%%

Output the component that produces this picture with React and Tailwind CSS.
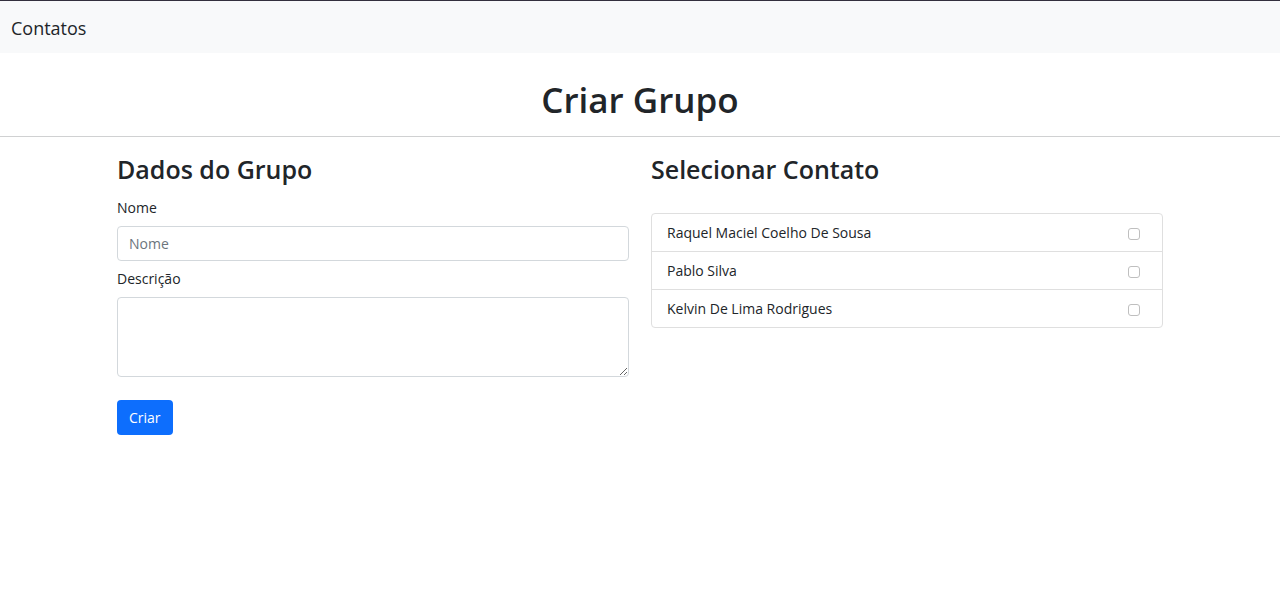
const contacts = ["Raquel Maciel Coelho De Sousa", "Pablo Silva", "Kelvin De Lima Rodrigues"];

export default function App() {
  return (
    <div className="min-h-screen bg-white font-['Segoe_UI','Open_Sans',sans-serif] text-[14px] leading-[22px] text-[#212529]">
      <nav className="border-t border-[#332f3d] bg-[#f8f9fa] px-[11px] pt-[13px] pb-[11px]">
        <a href="#" className="text-lg leading-7 text-[#212529]">Contatos</a>
      </nav>
      <h1 className="border-b border-[#d0d1d2] pt-6 pb-[13px] text-center text-[35px] leading-[46px] font-semibold">Criar Grupo</h1>
      <main className="mx-auto grid max-w-[1046px] grid-cols-2 gap-[22px] pt-4">
        <form>
          <h2 className="mb-3 text-[25px] leading-8 font-semibold">Dados do Grupo</h2>
          <label htmlFor="nome" className="mb-[7px] block">Nome</label>
          <input id="nome" placeholder="Nome" className="mb-[7px] block h-[35px] w-full rounded-[4px] border border-[#d3d8dc] px-[11px] placeholder:text-[#6c757d]" />
          <label htmlFor="descricao" className="mb-[7px] block">Descrição</label>
          <textarea id="descricao" className="block h-20 w-full rounded-[4px] border border-[#d3d8dc] px-[11px] py-[6px]" />
          <button type="button" className="mt-[23px] h-[35px] rounded-[4px] bg-[#0d6efd] px-3 text-white">Criar</button>
        </form>
        <section>
          <h2 className="mb-7 text-[25px] leading-8 font-semibold">Selecionar Contato</h2>
          <ul className="divide-y divide-[#dfdfdf] rounded-[4px] border border-[#dfdfdf]">
            {contacts.map((name, i) => (
              <li key={name} className="flex items-center justify-between pt-[8px] pb-[7px] pr-[22px] pl-[15px]">
                <label htmlFor={`contato-${i}`}>{name}</label>
                <input id={`contato-${i}`} type="checkbox" className="mt-[2px] h-3 w-3 appearance-none rounded-[3px] border border-[#bfbfbf] checked:bg-[#0d6efd]" />
              </li>
            ))}
          </ul>
        </section>
      </main>
    </div>
  );
}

%%

▸ **YOUR GOAL**
Reproduce the material word for word, minus the images.

▸ **ANSWER BELOW**
Output the component that produces this picture with React and Tailwind CSS.
const contacts = ["Raquel Maciel Coelho De Sousa", "Pablo Silva", "Kelvin De Lima Rodrigues"];

export default function App() {
  return (
    <div className="min-h-screen bg-white font-['Segoe_UI','Open_Sans',sans-serif] text-[14px] leading-[22px] text-[#212529]">
      <nav className="border-t border-[#332f3d] bg-[#f8f9fa] px-[11px] pt-[13px] pb-[11px]">
        <a href="#" className="text-lg leading-7 text-[#212529]">Contatos</a>
      </nav>
      <h1 className="border-b border-[#d0d1d2] pt-6 pb-[13px] text-center text-[35px] leading-[46px] font-semibold">Criar Grupo</h1>
      <main className="mx-auto grid max-w-[1046px] grid-cols-2 gap-[22px] pt-4">
        <form>
          <h2 className="mb-3 text-[25px] leading-8 font-semibold">Dados do Grupo</h2>
          <label htmlFor="nome" className="mb-[7px] block">Nome</label>
          <input id="nome" placeholder="Nome" className="mb-[7px] block h-[35px] w-full rounded-[4px] border border-[#d3d8dc] px-[11px] placeholder:text-[#6c757d]" />
          <label htmlFor="descricao" className="mb-[7px] block">Descrição</label>
          <textarea id="descricao" className="block h-20 w-full rounded-[4px] border border-[#d3d8dc] px-[11px] py-[6px]" />
          <button type="button" className="mt-[23px] h-[35px] rounded-[4px] bg-[#0d6efd] px-3 text-white">Criar</button>
        </form>
        <section>
          <h2 className="mb-7 text-[25px] leading-8 font-semibold">Selecionar Contato</h2>
          <ul className="divide-y divide-[#dfdfdf] rounded-[4px] border border-[#dfdfdf]">
            {contacts.map((name, i) => (
              <li key={name} className="flex items-center justify-between pt-[8px] pb-[7px] pr-[22px] pl-[15px]">
                <label htmlFor={`contato-${i}`}>{name}</label>
                <input id={`contato-${i}`} type="checkbox" className="mt-[2px] h-3 w-3 appearance-none rounded-[3px] border border-[#bfbfbf] checked:bg-[#0d6efd]" />
              </li>
            ))}
          </ul>
        </section>
      </main>
    </div>
  );
}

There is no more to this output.